几年后的一次严打,让扫黄打非行动如火如荼的烧遍了整个服务行业,这当中,当然也包括理发店,或者说是洗头房。我也经过几年文化的熏陶,接受了“人不风流枉少年”的行为准则,还有什么“哪个少女不怀春,哪个少年不风流”的俗语,我的心思开始动了,我的价值体系崩塌了,我第一次接触了岛国的纪录片,我一下了懵了,我的性情里开始有了瑕疵,我不再是一个有道德情操的人,我污秽了,我不高尚了,确切地说,我有点蠢蠢欲动了。
这里顺便扯开话题谈一谈岛国教育片。我对于里面女孩子的行为艺术深感矛盾,就像是红楼梦里贾瑞对于风月宝镜的态度,镜子的一面是丑陋的骷髅头,另一面是心里心心念念的梦中人。那被掏空的身体,又如何逃离开对于镜子反面的冲动和欲望。我是既对这些女孩又怜又爱又恨,又钦佩对于她们对于职业操守的坚守。你看这也是一种偏见,一来吧,艺术来源于生活高于生活,二来,艺术在那个国家合情合理合法。所以在男孩子的圈子里,才有了如下定律,“哪个少年的硬盘里没有十来个G”。有很多专业人士提出,飞行员要经过长期严格的训练才能开好飞机,不然就会机毁人亡;但也有社会人士提出,常开飞机,总还是能减少一部分,社会上想强行开飞机的现象,而且也能在一定程度上加强社会的和谐共处意识。现在想来也是一种不可理喻的偏见吧。而对于这个国家的文化输出,我也从最初的感激流涕,也开始慢慢体会到了这种偏见带来的无形伤害,因为,于己于社会都是一种信仰的崩塌。

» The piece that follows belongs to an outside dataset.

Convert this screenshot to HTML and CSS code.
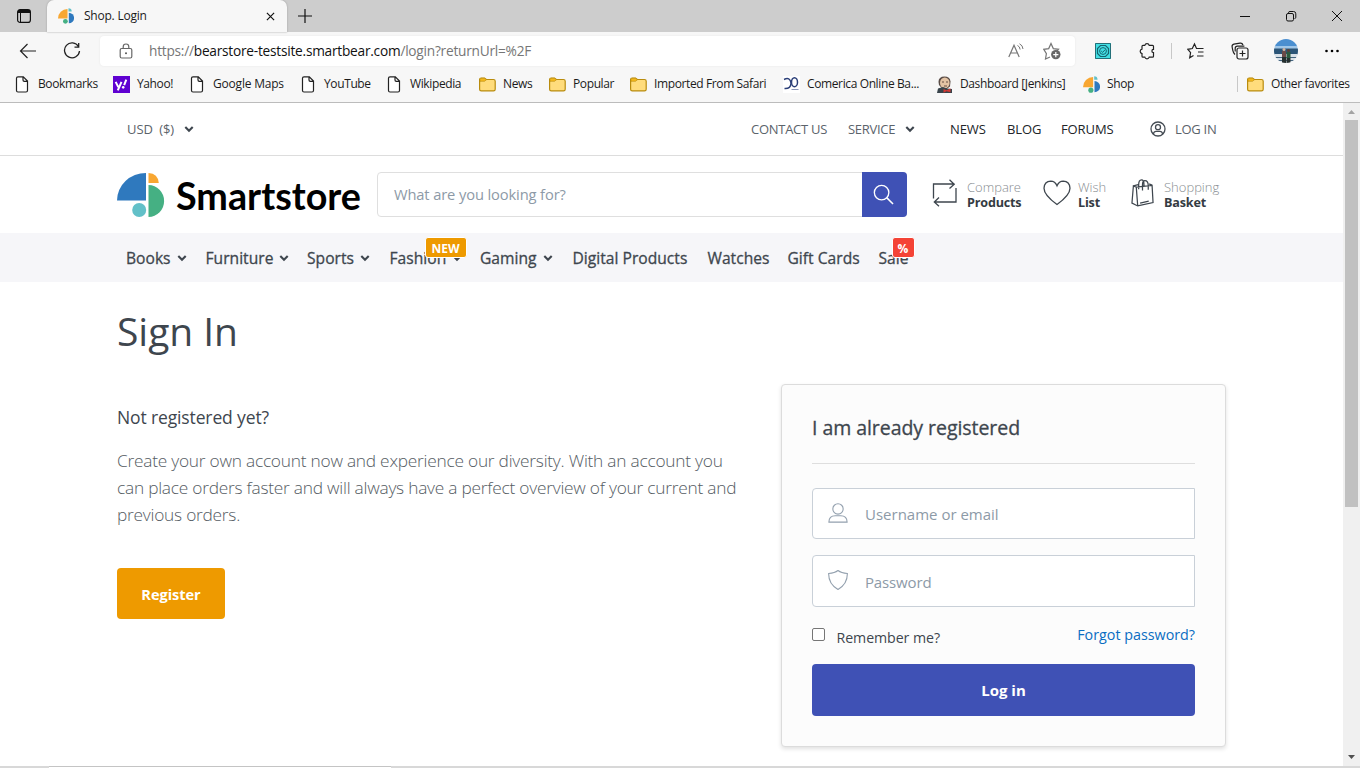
FILE: index.html
```html
<!DOCTYPE html>
<html lang="en">
<head>
<meta charset="utf-8">
<title>Shop. Login</title>
<link rel="stylesheet" href="styles.css">
</head>
<body>
<svg class="defs" width="0" height="0">
  <symbol id="doc" viewBox="0 0 17 17"><path d="M4 .8h5.300l4.200 4.200v9.500a1.500 1.500 0 0 1-1.500 1.500h-8a1.500 1.500 0 0 1-1.500-1.500v-12.200a1.500 1.500 0 0 1 1.500-1.500zM9 1v3a1.300 1.300 0 0 0 1.300 1.300h3" fill="#fff" stroke="#222" stroke-width="1.200"/></symbol>
  <symbol id="folder" viewBox="0 0 17 17"><path d="M.6 3.500a1.500 1.500 0 0 1 1.500-1.500h3.300l2 1.500h7.100a1.700 1.700 0 0 1 1.700 1.700v8a1.700 1.700 0 0 1-1.700 1.700h-12.200a1.700 1.700 0 0 1-1.700-1.700z" fill="#ffdc7c" stroke="#b98c0e" stroke-width="1.200"/><path d="M1 5.300h4.500l2-1.600-2-1.400h-3.500l-1 1z" fill="#f3b71c" stroke="#b98c0e" stroke-width=".6"/></symbol>
  <symbol id="shop" viewBox="0 0 16 16"><path d="M0 10.500A9.500 9.500 0 0 1 9.500 1v9.500z" fill="#f8a732"/><path d="M10.500.3a3.200 3.200 0 0 1 3.200 3.200h-3.200z" fill="#62c0c8"/><path d="M10.800 4.700a5.300 5.300 0 0 1 0 10.600z" fill="#2f79be"/><circle cx="7.400" cy="13.300" r="2.400" fill="#45b083"/></symbol>
  <symbol id="chev" viewBox="0 0 10 8"><path d="M1.300 2l3.700 3.700L8.700 2" fill="none" stroke="currentColor" stroke-width="2.100"/></symbol>
</svg>
<div class="browser">
  <div class="tabstrip">
    <svg class="tabmenu" viewBox="0 0 16 16"><rect x="1.600" y="1.600" width="12.800" height="12.800" rx="2.500" fill="none" stroke="#111" stroke-width="1.200"/><path d="M2 2h12v3H2z" fill="#111"/><path d="M4.500 5v9.500" stroke="#111"/></svg>
    <div class="tab">
      <svg class="favicon"><use href="#shop"/></svg>
      <span class="tab-title">Shop. Login</span>
      <svg class="tab-close" viewBox="0 0 10 10"><path d="M1 1l8 8M9 1l-8 8" stroke="#111" stroke-width="1.300"/></svg>
    </div>
    <svg class="newtab" viewBox="0 0 16 16"><path d="M8 1v14M1 8h14" stroke="#111" stroke-width="1.200"/></svg>
    <div class="wincontrols">
      <svg viewBox="0 0 12 12"><path d="M1 6.500h10" stroke="#111"/></svg>
      <svg viewBox="0 0 12 12"><rect x="1.500" y="3.500" width="7" height="7.500" rx="1.500" fill="none" stroke="#111"/><path d="M3.500 3.300v-.6q0-1.200 1.500-1.200h3.500q2.300 0 2.300 2.300v3.500q0 1.200-1.300 1.300" fill="none" stroke="#111"/></svg>
      <svg viewBox="0 0 12 12"><path d="M1 1l10 10M11 1L1 11" stroke="#111"/></svg>
    </div>
  </div>
  <div class="toolbar">
    <svg class="back" viewBox="0 0 18 18"><path d="M17 9H1.500M8.500 2l-7 7 7 7" fill="none" stroke="#222" stroke-width="1.200"/></svg>
    <svg class="reload" viewBox="0 0 18 18"><path d="M15.500 4.500A7.500 7.500 0 1 0 16.500 9M15.700 1v4.200h-4.200" fill="none" stroke="#222" stroke-width="1.300"/></svg>
    <div class="address">
      <svg class="lock" viewBox="0 0 14 16"><rect x="1.200" y="5.500" width="11.600" height="9.500" rx="1.500" fill="none" stroke="#666" stroke-width="1.200"/><path d="M4.200 5.500v-1.700a2.800 2.800 0 0 1 5.600 0v1.700" fill="none" stroke="#666" stroke-width="1.200"/><circle cx="7" cy="10.200" r="1" fill="#555"/></svg>
      <span class="url">https://<b>bearstore-testsite.smartbear.com</b>/login?returnUrl=%2F</span>
      <svg class="read" viewBox="0 0 16 16"><path d="M.8 14L6 2.200l5.200 11.800M2.600 10h6.800" fill="none" stroke="#767676" stroke-width="1.200"/><path d="M9.500 2.500q2.500 1 2.600 4M11.500.8q3.300 1.500 3.500 5.200" fill="none" stroke="#767676"/></svg>
      <svg class="addfav" viewBox="0 0 18 18"><path d="M7 15l-4.500 2 .9-5.400L.8 7.300l4.900-.7L8 1.500l2.300 5.100 5.200.7-1.500 1.500" fill="none" stroke="#767676" stroke-width="1.200"/><circle cx="12.800" cy="12.600" r="4.700" fill="#666"/><path d="M12.800 10v5.200M10.200 12.600h5.200" stroke="#fff" stroke-width="1.200"/></svg>
    </div>
    <div class="tools">
      <svg viewBox="0 0 16 16" class="t16"><path fill="#42dfe4" d="M0 0h16v16H0z"/><path d="M.5.5h15v15H.5z" fill="none" stroke="#246f78"/><path d="M5.500 2.500h5l3 3v5l-3 3h-5l-3-3v-5z" fill="none" stroke="#176470" stroke-width="1.200"/><circle cx="8" cy="8" r="3.400" fill="none" stroke="#176470"/><path d="M6.200 8l1.400 1.400 2.500-2.700" fill="none" stroke="#176470"/></svg>
      <svg viewBox="0 0 18 18" class="t18"><path d="M5 3.300h1.800a2.300 2.300 0 0 1 4.400 0h3.300q1 0 1 1v3a1.600 1.600 0 0 0 0 3.200v3.700q0 1-1 1h-3.300a2.300 2.300 0 0 1-4.400 0H5q-1 0-1-1v-2.600a2.300 2.300 0 0 1 0-4.500V4.300q0-1 1-1z" fill="none" stroke="#222" stroke-width="1.200"/></svg>
      <i class="sep"></i>
      <svg viewBox="0 0 18 18" class="t18"><path d="M6.500 13.500l-3.800 2.300.9-5.100L.9 7.300l4.400-.8L7.500 2l2 4.500h7M11 10h5.500M10 14h6.500" fill="none" stroke="#222" stroke-width="1.200"/></svg>
      <svg viewBox="0 0 18 18" class="t18"><path d="M4 12.500Q2.300 11 1.800 8.300L1.100 4.800Q.8 2.700 2.900 2.200L9 1.100q2.200-.4 3 1.900M4.200 9.500V6.200q0-2.100 2.200-2.100h7" fill="none" stroke="#222" stroke-width="1.200"/><rect x="6" y="6" width="11" height="11" rx="2" fill="#f7f7f7" stroke="#222" stroke-width="1.200"/><path d="M11.500 8.500v6M8.500 11.500h6" stroke="#222" stroke-width="1.200"/></svg>
      <svg viewBox="0 0 24 24" class="t24"><clipPath id="av"><circle cx="12" cy="12" r="12"/></clipPath><g clip-path="url(#av)"><path fill="#4b8fd0" d="M0 0h24v8H0z"/><path fill="#9fc6e8" d="M0 7h24v3H0z"/><path fill="#2c5577" d="M0 9.500h24v6H0z"/><path fill="#d9e1e8" d="M0 15h24v9H0z"/><path stroke="#43637d" d="M0 18.500h24M0 21.500h24"/><path fill="#6b4a48" d="M8 12h4v7H8z"/><path fill="#26302f" d="M8 18h4v6H8zM12.500 19h4v5h-4z"/><path fill="#2c5b3e" d="M12.500 13h4v6h-4z"/><circle cx="10" cy="10.500" r="1.500" fill="#d5b5a0"/><circle cx="14.500" cy="11.500" r="1.500" fill="#5a4038"/></g></svg>
      <svg viewBox="0 0 16 16" class="t16"><circle cx="2.500" cy="8" r="1.300"/><circle cx="8" cy="8" r="1.300"/><circle cx="13.500" cy="8" r="1.300"/></svg>
    </div>
  </div>
  <div class="bookmarks">
    <div class="bm"><svg><use href="#doc"/></svg><span>Bookmarks</span></div>
    <div class="bm"><svg viewBox="0 0 16 16"><path fill="#5f01d1" d="M0 0h16v16H0z"/><path d="M2.500 5.500l2.500 5M8 5.500L4.500 13.500M12.500 3.500l-2 5" stroke="#fff" stroke-width="1.900"/><circle cx="9.600" cy="10.700" r="1.200" fill="#fff"/></svg><span>Yahoo!</span></div>
    <div class="bm wide"><svg><use href="#doc"/></svg><span>Google Maps</span></div>
    <div class="bm"><svg><use href="#doc"/></svg><span>YouTube</span></div>
    <div class="bm"><svg><use href="#doc"/></svg><span>Wikipedia</span></div>
    <div class="bm"><svg><use href="#folder"/></svg><span>News</span></div>
    <div class="bm"><svg><use href="#folder"/></svg><span>Popular</span></div>
    <div class="bm"><svg><use href="#folder"/></svg><span>Imported From Safari</span></div>
    <div class="bm"><svg viewBox="0 0 17 17"><path fill="#fff" d="M0 0h17v17H0z"/><path d="M1 3.500q6-3 7 3.500 0 6-6.500 5.500" fill="none" stroke="#2b3f78" stroke-width="1.400"/><ellipse cx="11.500" cy="6.200" rx="3" ry="4.500" fill="none" stroke="#2b3f78" stroke-width="1.500"/><path d="M8.500 13.500h7" stroke="#8b97b8"/></svg><span>Comerica Online Ba...</span></div>
    <div class="bm"><svg viewBox="0 0 17 17"><path d="M2.500 6q0-5.500 6-5.500 5.500 0 6 5l-.5 5-4 3H7L3 9z" fill="#5a4c46"/><ellipse cx="8.800" cy="6.900" rx="4.800" ry="5.400" fill="#e3c3a4"/><path d="M1 17l1-4.500 5-1.500 4 1.500 5 .5v4z" fill="#39444b"/><path d="M7.500 13l3 1.200 4-1.700v3.800l-4-1-3 1.400z" fill="#d33833"/><path d="M6 6h2M10 6h2M8 10h3" stroke="#57423b" stroke-width=".9"/></svg><span>Dashboard [Jenkins]</span></div>
    <div class="bm"><svg viewBox="0 0 16 16"><use href="#shop"/></svg><span>Shop</span></div>
    <i class="sep"></i>
    <div class="bm"><svg><use href="#folder"/></svg><span>Other favorites</span></div>
  </div>
</div>
<div class="viewport">
  <div class="page">
    <div class="menubar">
      <div class="wrap menu-row">
        <span class="m-light m-usd">USD&nbsp; ($)</span><svg class="mchev"><use href="#chev"/></svg>
        <span class="m-light">CONTACT US</span>
        <span class="m-light">SERVICE</span><svg class="mchev"><use href="#chev"/></svg>
        <span class="m-dark">NEWS</span>
        <span class="m-dark">BLOG</span>
        <span class="m-dark">FORUMS</span>
        <svg class="muser" viewBox="0 0 16 16" fill="none" stroke="#454c54" stroke-width="1.300"><circle cx="8" cy="8" r="7"/><circle cx="8" cy="6.200" r="2.500"/><path d="M3.300 13q.7-2.700 2.700-2.700h4q2 0 2.700 2.700"/></svg>
        <span class="m-light">LOG IN</span>
      </div>
    </div>
    <div class="shopbar wrap">
      <svg class="logo" viewBox="0 0 246 46"><path d="M0 27.500A29 27.500 0 0 1 29 0v27.500z" fill="#2f79be"/><path d="M31.500 0q9.500.5 10.300 10H31.500z" fill="#f8a732"/><path d="M31.500 12a15.600 16 0 0 1 0 32z" fill="#45b083"/><circle cx="22.200" cy="37" r="7" fill="#62c0c8"/><text x="59" y="37" textLength="185" lengthAdjust="spacingAndGlyphs" class="logo-text">Smartstore</text></svg>
      <div class="search"><span>What are you looking for?</span><div class="search-btn"><svg viewBox="0 0 22 22"><circle cx="9" cy="9" r="7.600" fill="none" stroke="#fff" stroke-width="1.400"/><path d="M14.300 14.300l6.700 6.700" stroke="#fff" stroke-width="1.600"/></svg></div></div>
      <div class="tool compare"><svg class="i-cmp" viewBox="0 0 26 28" fill="none" stroke="#3e464e" stroke-width="1.300"><path d="M2.500 19.500V5h21M18.500.8l4.700 4.400-4.700 4.300M25 9v14H3.500M8 18.500l-4.700 4.500L8 27.300"/></svg><div><span>Compare</span><b>Products</b></div></div>
      <div class="tool wish"><svg class="i-heart" viewBox="0 0 28 26" fill="none" stroke="#3e464e" stroke-width="1.300"><path d="M14 24.500Q1 15 1 8.200 1.300 1.500 7.800 1.200 12 1.300 14 5.800 16 1.300 20.200 1.200 26.700 1.500 27 8.200 27 15 14 24.500z"/></svg><div><span>Wish</span><b>List</b></div></div>
      <div class="tool basket"><svg class="i-bag" viewBox="0 0 24 29" fill="none" stroke="#3e464e" stroke-width="1.300"><path d="M2.500 7l3 1.300L22 6.500l1 18L7 28l-6-3zM5.500 8.300L7 28M2.500 7l5-1.300M19 5l3 1.500M9.500 25l9-2M8 10.500V6Q8 .8 11 .8 13.500.8 13.500 5v2M12 12V6Q12 1.500 14.500 1.500 18 1.500 18 7v4"/></svg><div><span>Shopping</span><b>Basket</b></div></div>
    </div>
    <div class="nav">
      <div class="wrap nav-row">
        <div>Books<svg><use href="#chev"/></svg></div>
        <div>Furniture<svg><use href="#chev"/></svg></div>
        <div>Sports<svg><use href="#chev"/></svg></div>
        <div>Fashion<svg><use href="#chev"/></svg><em class="badge new">NEW</em></div>
        <div>Gaming<svg><use href="#chev"/></svg></div>
        <div>Digital Products</div>
        <div>Watches</div>
        <div>Gift Cards</div>
        <div>Sale<em class="badge pct">%</em></div>
      </div>
    </div>
    <div class="wrap content">
      <div class="intro">
        <h1>Sign In</h1>
        <h2>Not registered yet?</h2>
        <p>Create your own account now and experience our diversity. With an account you<br>can place orders faster and will always have a perfect overview of your current and<br>previous orders.</p>
        <div class="register">Register</div>
      </div>
      <div class="card">
        <h3>I am already registered</h3>
        <div class="input"><svg viewBox="0 0 22 22" fill="none" stroke="#93a0ae" stroke-width="1.200"><circle cx="11" cy="6.500" r="5.700"/><path d="M1 21q0-7 7-7h6q7 0 7 7z"/></svg><span>Username or email</span></div>
        <div class="input"><svg viewBox="0 0 22 22" fill="none" stroke="#93a0ae" stroke-width="1.200"><path d="M11 .6q3.500 2.700 10.300 3.200Q21.500 15.500 11 21.500.5 15.500.7 3.800 7.500 3.300 11 .6z"/></svg><span>Password</span></div>
        <div class="options"><i class="check"></i><span class="remember">Remember me?</span><a class="forgot">Forgot password?</a></div>
        <div class="login">Log in</div>
      </div>
    </div>
  </div>
  <div class="scroll"><svg class="up" viewBox="0 0 7 4"><path d="M0 4l3.500-4L7 4z" fill="#a3a3a3"/></svg><i class="thumb"></i><svg class="down" viewBox="0 0 7 4"><path d="M0 0h7L3.500 4z" fill="#505050"/></svg></div>
</div>
<div class="edge"><i></i></div>
</body>
</html>
```
FILE: styles.css
```css
*{box-sizing:border-box}
body{margin:0;width:1360px;height:768px;overflow:hidden;background:#fff;font-family:"Open Sans","Noto Sans",sans-serif;color:#3e464e;display:flex;flex-direction:column}
svg{display:block;flex:none}
.defs{position:absolute}
.browser{height:103px;background:#f7f7f7;border-bottom:1px solid #bcbcbc;flex:none;color:#1b1b1b}
.tabstrip{height:32px;background:#cdcdcd;display:flex;align-items:center}
.tabmenu{width:16px;height:16px;margin-left:16px}
.tab{width:240px;height:32px;margin-left:15px;background:#f7f7f7;border-radius:7px 7px 0 0;display:flex;align-items:center;padding:0 12px 0 11px;box-shadow:0 0 2px #999}
.favicon{width:16px;height:16px}
.tab-title{font-size:12px;margin-left:10px;letter-spacing:-.22px;flex:1;padding-bottom:1px}
.tab-close{width:9px;height:9px}
.newtab{width:16px;height:16px;margin-left:10px}
.wincontrols{display:flex;gap:34px;margin-left:auto;padding-right:17px}
.wincontrols svg{width:12px;height:12px}
.toolbar{height:38px;display:flex;align-items:center}
.back{width:18px;height:18px;margin-left:19px}
.reload{width:18px;height:18px;margin-left:26px}
.address{width:975px;height:30px;margin-left:19px;background:#fff;border-radius:4px;display:flex;align-items:center;box-shadow:0 0 2px #e4e4e4}
.lock{width:14px;height:16px;margin-left:19px}
.url{font-size:13.700px;margin-left:16px;color:#767676;letter-spacing:-.24px;flex:1;white-space:nowrap;padding-bottom:1px}
.url b{font-weight:400;color:#111}
.read{width:16px;height:16px;margin-right:19px}
.addfav{width:18px;height:18px;margin-right:14px}
.tools{display:grid;grid-template-columns:43px 33px 16px 44px 43px 50px 20px;align-items:center;margin-left:20px}
.t16{width:16px;height:16px}
.t18{width:18px;height:18px}
.t24{width:24px;height:24px}
.sep{width:1px;height:16px;background:#c8c8c8}
.bookmarks{height:28px;padding-left:14px;display:grid;grid-template-columns:99px 76px 111px 86px 93px 70px 81px 153px 153px 147px 154px 10px 110px;align-items:center}
.bm{display:flex;align-items:center;gap:7px;font-size:12px;letter-spacing:-.38px;white-space:nowrap}
.bm span{padding-bottom:2px}
.wide{letter-spacing:-.2px}
.bm svg{width:17px;height:17px}
.viewport{height:663px;display:flex;flex:none}
.page{width:1343px}
.wrap{padding-left:117px}
.menubar{height:53px;border-bottom:1px solid #ddd}
.menu-row{height:52px;padding-left:127px;display:grid;grid-template-columns:57px 567px 97px 57px 45px 57px 54px 89px 25px 60px;align-items:center;font-size:13px;letter-spacing:-.28px;white-space:nowrap}
.m-light{font-weight:400;color:#5b636b}
.m-usd{letter-spacing:-.1px}
.m-dark{color:#212529;letter-spacing:-.1px}
.mchev{width:10px;height:8px}
.muser{width:16px;height:16px}
.shopbar{height:77px;display:flex;align-items:center}
.logo{width:246px;height:46px;margin-top:2px;overflow:visible}
.logo-text{font:700 38.500px Lato,sans-serif;fill:#000}
.search{width:530px;height:45px;margin-left:14px;border:1px solid #dfdfdf;border-radius:4px;display:flex;align-items:center;padding-left:16px;font-size:14.700px;letter-spacing:-.12px;color:#8d9aa7}
.search span{flex:1;padding-bottom:2px}
.search-btn{width:45px;height:45px;margin-right:-1px;background:#3f51b5;border-radius:0 4px 4px 0;display:flex;align-items:center;justify-content:center;padding:0 2px 1px 0}
.search-btn svg{width:21px;height:21px}
.tool{display:flex;align-items:center;font-size:13px;line-height:15px;white-space:nowrap}
.tool div{display:flex;flex-direction:column}
.tool span{color:#888d91;font-weight:300}
.tool b{font-weight:700;color:#343b42;font-size:12.600px;letter-spacing:-.18px}
.i-cmp{width:26px;height:28px;margin-right:10px;margin-bottom:4px}
.i-heart{width:28px;height:26px;margin:0 7px 3px 1px}
.i-bag{width:23px;height:28px;margin-right:10px;margin-bottom:4px}
.compare{margin-left:24px;width:111px}
.wish{width:89px}
.nav{height:49px;background:#f6f6f9;padding-top:1px}
.nav-row{height:48px;padding-left:126px;display:grid;grid-template-columns:79.500px 101.500px 82.500px 90.500px 92.500px 135px 80px 91px 60px;align-items:center;font-size:15.600px;letter-spacing:.02px;-webkit-text-stroke:.3px #3e464e;white-space:nowrap}
.nav-row div{display:flex;align-items:center;position:relative;height:22px}
.nav-row svg{width:10px;height:8px;margin-left:6px}
.badge{position:absolute;font-style:normal;color:#fff;font-weight:700;font-size:12px;height:21px;line-height:21px;border:1px solid #fff;border-radius:3px;text-align:center;-webkit-text-stroke:0}
.new{left:35px;top:-10px;width:42px;background:#ee9a00}
.pct{left:13px;top:-10px;width:23px;background:#f44336}
.content{display:flex}
.intro{width:664px}
h1,h2,h3,p{margin:0}
h1{font-size:39px;font-weight:400;line-height:48px;margin-top:25px;letter-spacing:-.05px}
h2{font-size:17.500px;font-weight:400;line-height:24px;margin-top:50px;letter-spacing:-.13px}
p{font-size:17.300px;font-weight:300;line-height:27px;margin-top:18px;letter-spacing:-.23px;white-space:nowrap;color:#555c63}
.register{width:108px;height:51px;margin-top:40px;background:#ee9a00;border-radius:4px;color:#fff;font-weight:700;font-size:14.600px;letter-spacing:-.05px;line-height:52px;text-align:center}
.card{width:445px;height:363px;margin-top:102px;background:#fcfcfc;border:1px solid #dcdcdc;border-radius:4px;box-shadow:0 2px 4px rgba(0,0,0,.12);padding:30px;display:flex;flex-direction:column}
h3{font-size:19.500px;font-weight:400;-webkit-text-stroke:.3px #3e464e;line-height:26px;height:49px;border-bottom:1px solid #dedede;margin-bottom:24px;letter-spacing:-.05px}
.input{height:51px;border:1px solid #c9d0d8;border-radius:4px 0 0 4px;background:#fff;display:flex;align-items:center;padding-left:15px;font-size:15px;color:#8d9aa7;margin-bottom:16px}
.input svg{width:20px;height:20px;margin-right:17px;margin-bottom:2px}
.input span{padding-top:1px}
.input + .input{height:52px;letter-spacing:-.15px}
.options{display:flex;height:57px;padding-top:5px;font-size:14.200px;line-height:20px}
.check{width:13px;height:13px;border:1px solid #767676;border-radius:2px;background:#fff}
.remember{margin-left:11.500px;letter-spacing:-.07px}
.forgot{margin-left:auto;margin-top:-3px;color:#0a6dc2;font-size:14.300px}
.login{height:52px;background:#3f51b5;border-radius:4px;color:#fff;font-weight:700;font-size:15px;line-height:52px;text-align:center;flex:none;margin-top:-16px}
.scroll{width:17px;background:#f0f0f0;display:flex;flex-direction:column;align-items:center}
.up,.down{width:7px;height:4px}
.up{margin-top:7px}
.thumb{width:13px;height:387px;margin-top:6px;background:#c1c1c1}
.down{margin-top:auto;margin-bottom:7px}
.edge{height:2px;background:#d8d8d8;padding-left:49px}
.edge i{display:block;width:342px;height:2px;background:#fff;border-top:1px solid #c4c4c4}
```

好了,强行把话题拉回到现实,表一表那个蠢蠢欲动的我。等我真正开始变得心思活络的时候,我有一阵子特别想进小黑屋,我变着法子去各种理发店和洗头房,我不再矜持,不再带着有色眼睛看理发的从业人员。但是我很失望,小姐姐们虽然依然穿得光鲜亮丽,但是理发店越来越正规化了,她们问得最多的问题是,“你需不需要染发?要不要做个离子烫?要不要做一个深度面部清洁?”我突然发现,在某一个南方城市的一条龙服务被取缔以后,理发店真正回归到了美容美发的业务上,小姐姐们一个个都变得正襟危坐,谈笑风生中,专业细致,举止优雅,知性大方。反倒是我,语带桃花,面露秀色,看来是我低俗了,那时候的我常常一声长叹,抱怨身不逢时,真得好希望洗头发的小姐姐们,还依然保持着我偏见中的模样。
好了,我想说,对于自我偏见的剖析,我还有很多,而且很多阐述会涉及到一些较有深度和敏感的话题,又难以启齿。所以我还是想尽量留给自己一块遮羞布,既然说好了是我个人的偏见,就让我一个人接受偏见的惩罚吧,不愿污了明眼人的眼。但总有一天,我想我会明白“偏信则暗,兼听则明”的道理,让自己能深度思考,让自己成为一个高尚的人,一个纯粹的人,一个有道德的人,一个脱离了低级趣味的人,一个没有偏见且不傲慢的人。